LNK are linker errors.
That the linker complains about “unresolved external symbol” means it didn’t find a library which exported that symbol.
In your case it would be one of the glew32.lib files missing on the linker command line.
Change your project’s properties so that it can find that file on your development system.

If that doesn’t help, maybe try building the GLEW libraries yourself.

Just in case, another way to clean up behind a glutMainLoop() is to use a glutCloseFunc(closeFunc); callback and set the GLUT_ACTION_CONTINUE_EXECUTION.

glutInit(&argc, argv);
glutSetOption(GLUT_ACTION_ON_WINDOW_CLOSE, GLUT_ACTION_CONTINUE_EXECUTION);

and move the cleanup code from after the glutMainLoop() call into the closeFunc() callback.
That way OpenGL is still active when cleaning resources which might be become important when sharing resources.

Sorry but I need to ask more. Tell me if this form of the code is correct:
void initGL(int argc, char **argv)
{
glutInit(&argc, argv);
glutSetOption(GLUT_ACTION_ON_WINDOW_CLOSE, GLUT_ACTION_CONTINUE_EXECUTION);
.
.
.

}

int main(int argc, char** argv)
{
initGL(argc, argv);

    .
    . 
    .

initialize(vbo);

glutCloseFunc(closeFunc);
glutMainLoop();

    .
    .
    .
return 0;

}

First, did you solve the glew linking error?
If yes, what was the problem?
Because the glutCloseFunc recommendation is unrelated.

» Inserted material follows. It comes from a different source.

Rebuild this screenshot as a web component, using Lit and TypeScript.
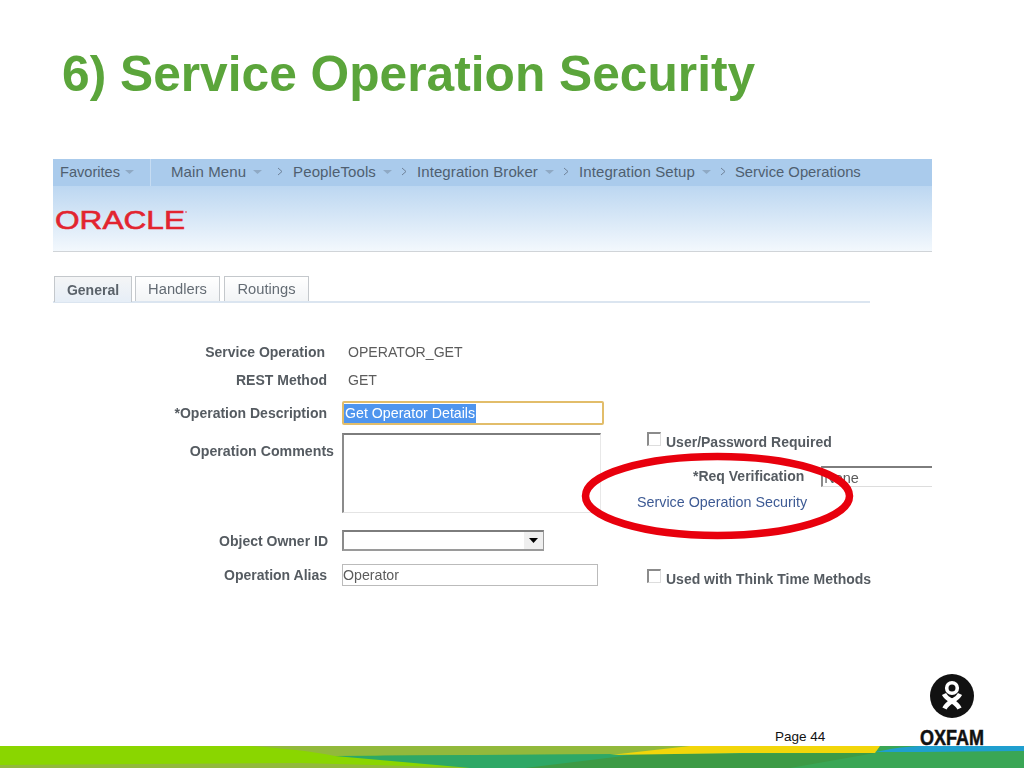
import { LitElement, html, css, svg } from "lit";
import { customElement } from "lit/decorators.js";

const caret = html`<svg class="caret" width="9" height="4" viewBox="0 0 9 4"><path d="M0 0H9L4.5 4Z" fill="#8fa9c4"/></svg>`;
const chev = html`<svg class="chev" width="6" height="9" viewBox="0 0 6 9"><path d="M1 1L5 4.5L1 8" fill="none" stroke="#6f8299" stroke-width="1"/></svg>`;

@customElement("app-root")
export class AppRoot extends LitElement {
  static styles = css`
    :host { display: block; width: 1024px; height: 768px; position: relative; overflow: hidden; background: #fff; font-family: "Liberation Sans", Arial, sans-serif; }
    .title { margin: 0; padding: 44px 0 0 62px; height: 159px; box-sizing: border-box; font-size: 49.7px; line-height: 60px; font-weight: 700; color: #5ba53b; }
    .panel { margin-left: 53px; width: 879px; height: 445px; overflow: hidden; filter: blur(0.3px); }
    .menu { height: 27px; padding-bottom: 2px; box-sizing: border-box; background: #aacbec; display: flex; align-items: center; color: #4f5f70; font-size: 15px; letter-spacing: 0.1px; white-space: nowrap; }
    .menu span { display: inline-flex; align-items: center; }
    .fav { width: 98px; height: 27px; margin-bottom: -2px; box-sizing: border-box; padding: 0 0 2px 7px; border-right: 1px solid #c6dcf2; flex: none; font-size: 14.6px; letter-spacing: 0; }
    .fav .caret { margin-left: 5px; }
    .crumbs { display: flex; align-items: center; margin-left: 20px; }
    .caret { margin-left: 7px; }
    .chev { margin: 0 10px 0 9px; }
    .first { margin-left: 6px; }
    .menu .last { font-size: 14.8px; letter-spacing: 0; margin-left: -1px; }
    .brand { height: 66px; box-sizing: border-box; border-bottom: 1px solid #d0d4d8; background: linear-gradient(#bcd7f1, #f3f8fd); display: flex; align-items: center; padding-left: 2px; }
    .brand svg { display: block; }
    .tabs { margin-top: 24px; width: 817px; height: 27px; box-sizing: border-box; border-bottom: 2px solid #dbe5f0; display: flex; gap: 3px; align-items: flex-end; padding-left: 1px; font-size: 14.7px; color: #646c74; }
    .tab { height: 25px; box-sizing: border-box; border: 1px solid #c4c8cc; border-bottom: none; background: linear-gradient(#fff, #f2f4f6); display: flex; align-items: center; justify-content: center; }
    .tab.on { height: 26px; margin-bottom: -1px; width: 78px; background: linear-gradient(#f4f5f6, #e6eef7); font-weight: 700; color: #5a626a; font-size: 14px; }
    .t2 { width: 85px; }
    .t3 { width: 85px; margin-left: 1px; }
    .form { display: flex; padding-top: 37px; color: #555b61; font-size: 14px; }
    .left { width: 552px; flex: none; }
    .row { display: flex; align-items: center; }
    .lab { width: 274px; flex: none; text-align: right; font-weight: 700; white-space: nowrap; box-sizing: border-box; }
    .val { margin-left: 23px; color: #5c5c5c; font-size: 14.1px; }
    .r1 { height: 24px; }
    .r1 .lab { width: 272px; }
    .r2 { height: 24px; margin-top: 4px; }
    .r2 .lab { width: 274px; }
    .r2 .val { margin-left: 21px; }
    .r3 { height: 24px; margin-top: 9px; }
    .r4 { align-items: flex-start; margin-top: 8px; }
    .r4 .lab { padding-top: 10px; width: 281px; font-size: 14.2px; }
    .r4 .ta { margin-left: 8px; }
    .r5 { margin-top: 17px; }
    .r6 { margin-top: 13px; }
    .r5 .lab { width: 275px; }
    .field { margin-left: 15px; }
    .sel { margin-left: 14px; }
    .in { width: 262px; height: 24px; box-sizing: border-box; border: 2px solid #e2bd6a; border-radius: 2px; display: flex; align-items: center; background: #fff; color: #fff; font-size: 14.2px; }
    .in mark { background: #4f95ee; color: #fff; height: 19px; line-height: 19px; padding: 0 1px; }
    .ta { width: 259px; height: 80px; box-sizing: border-box; border-top: 2px solid #7d7d7d; border-left: 2px solid #8b8b8b; border-right: 1px solid #e8e8e8; border-bottom: 1px solid #e4e4e4; }
    .sel { width: 202px; height: 21px; box-sizing: border-box; border-top: 2px solid #7d7d7d; border-left: 2px solid #8b8b8b; border-right: 1px solid #9a9a9a; border-bottom: 2px solid #9a9a9a; display: flex; justify-content: flex-end; }
    .arrow { width: 19px; height: 17px; background: #efefef; display: flex; align-items: center; justify-content: center; box-sizing: border-box; }
    .alias { width: 256px; height: 22px; box-sizing: border-box; border: 1px solid #bbb; margin-left: 15px; display: flex; align-items: center; color: #5c5c5c; font-size: 14.2px; }
    .right { flex: 1; font-weight: 700; padding-left: 42px; font-size: 14px; }
    .cb { display: flex; align-items: center; gap: 5px; white-space: nowrap; }
    .box { width: 14px; height: 14px; box-sizing: border-box; border-top: 2px solid #8b8b8b; border-left: 2px solid #8b8b8b; border-right: 1px solid #ddd; border-bottom: 1px solid #ddd; margin-top: -6px; }
    .c1 { margin-top: 92px; height: 20px; }
    .req { display: flex; align-items: center; margin-top: 13px; height: 22px; padding-left: 46px; white-space: nowrap; }
    .none { margin-left: 17px; width: 130px; height: 21px; box-sizing: border-box; border-top: 2px solid #7d7d7d; border-left: 2px solid #8b8b8b; border-bottom: 1px solid #ddd; font-weight: 400; padding-left: 1px; line-height: 20px; color: #5c5c5c; font-size: 14.5px; }
    .link { margin: 5px 0 0 -10px; font-weight: 400; color: #3d5a94; white-space: nowrap; height: 20px; line-height: 20px; font-size: 14.3px; }
    .c2 { margin-top: 57px; height: 20px; }
    .ring { position: absolute; left: 578px; top: 450px; pointer-events: none; }
    .page { position: absolute; left: 775px; top: 729px; font-size: 13.5px; color: #111; }
    .logo { position: absolute; left: 902px; top: 674px; width: 100px; display: flex; flex-direction: column; align-items: center; }
    .wordmark { display: block; margin-top: 3px; }
    .strip { position: absolute; left: 0; bottom: 0; display: block; }
  `;

  render() {
    return html`
      <h1 class="title">6) Service Operation Security</h1>
      <div class="panel">
        <div class="menu">
          <span class="fav">Favorites${caret}</span>
          <div class="crumbs">
            <span>Main Menu${caret}</span><span class="first">${chev}</span><span>PeopleTools${caret}</span>${chev}<span>Integration Broker${caret}</span>${chev}<span>Integration Setup${caret}</span>${chev}<span class="last">Service Operations</span>
          </div>
        </div>
        <div class="brand">
          <svg width="150" height="32" viewBox="0 0 150 32">
            <text x="0" y="26" font-family="Liberation Sans" font-size="26" fill="#e2242f" stroke="#e2242f" stroke-width="0.6" textLength="130" lengthAdjust="spacingAndGlyphs">ORACLE</text>
            <circle cx="131" cy="9" r="0.8" fill="#e2242f"/>
          </svg>
        </div>
        <div class="tabs">
          <div class="tab on">General</div>
          <div class="tab t2">Handlers</div>
          <div class="tab t3">Routings</div>
        </div>
        <div class="form">
          <div class="left">
            <div class="row r1"><div class="lab">Service Operation</div><div class="val">OPERATOR_GET</div></div>
            <div class="row r1 r2"><div class="lab">REST Method</div><div class="val">GET</div></div>
            <div class="row r3"><div class="lab">*Operation Description</div><div class="in field"><mark>Get Operator Details</mark></div></div>
            <div class="row r4"><div class="lab">Operation Comments</div><div class="ta"></div></div>
            <div class="row r5"><div class="lab">Object Owner ID</div><div class="sel"><div class="arrow"><svg width="9" height="5" viewBox="0 0 9 5"><path d="M0 0H9L4.5 5Z" fill="#000"/></svg></div></div></div>
            <div class="row r6"><div class="lab">Operation Alias</div><div class="alias">Operator</div></div>
          </div>
          <div class="right">
            <div class="cb c1"><div class="box"></div>User/Password Required</div>
            <div class="req">*Req Verification<div class="none">None</div></div>
            <div class="link">Service Operation Security</div>
            <div class="cb c2"><div class="box"></div>Used with Think Time Methods</div>
          </div>
        </div>
      </div>
      <svg class="ring" width="280" height="92" viewBox="0 0 280 92">
        <ellipse cx="139.5" cy="46" rx="132" ry="39.5" fill="none" stroke="#e8000d" stroke-width="7.5"/>
      </svg>
      <div class="page">Page 44</div>
      <div class="logo">
        <svg width="44" height="44" viewBox="0 0 44 44">
          <circle cx="22" cy="22" r="22" fill="#111"/>
          <circle cx="22" cy="14" r="5.3" fill="none" stroke="#fff" stroke-width="3.6"/>
          <path d="M14 20 C16 24 19 25.5 22 27 C25 25.5 28 24 30 20 M14.5 34.5 C16 31 19 29 22 27 C25 29 28 31 29.5 34.5" fill="none" stroke="#fff" stroke-width="4.6"/>
        </svg>
        <svg class="wordmark" width="100" height="30" viewBox="0 0 100 30">
          <text x="18" y="24" font-family="Liberation Sans" font-size="22" font-weight="700" fill="#111" stroke="#111" stroke-width="0.5" textLength="64" lengthAdjust="spacingAndGlyphs">OXFAM</text>
        </svg>
      </div>
      <svg class="strip" width="1024" height="22" viewBox="0 0 1024 22">
        ${svg`
          <rect width="1024" height="22" fill="#3aa655"/>
          <path d="M0 0H760V7H360L480 22H0Z" fill="#8ad600"/>
          <path d="M250 0H760V8L520 9 L335 10 C310 5 280 2 250 0Z" fill="#92b93c"/>
          <path d="M0 19L300 17L480 22H0Z" fill="#92b93c"/>
          <path d="M335 10L620 8 L760 7 V22 H470Z" fill="#2ea866"/>
          <path d="M525 22 L640 8 L875 7 L790 22Z" fill="#3d9a45" />
          <path d="M610 9 L690 0 H880 L875 7 H740Z" fill="#f2d60a"/>
          <path d="M875 6 C890 3 900 1 920 0 H1024 V5 L920 6Z" fill="#1f9fcf"/>
        `}
      </svg>
    `;
  }
}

Your new code layout looks ok from GLUT perspective. I’m assuming you’re using FreeGLUT. I would put the glutCloseFunc() call in line 262 where the other callbacks are set in your original code above. Simply single-step through the code in the debugger to see how the calls work.

make sure you set the window context.

glutInit(&argc, argv);
glutInitContextVersion(4, 0);
glutInitContextFlags(GLUT_FORWARD_COMPATIBLE);
glutInitContextProfile(GLUT_CORE_PROFILE);

I got the exact same error until created the window context, also to note, you need to set the window context before you call glewInit();

I use SDL2 + GLEW, so I’ve not used glut but that solved the issue for me, seems like similar issue providing you have everything linked correctly.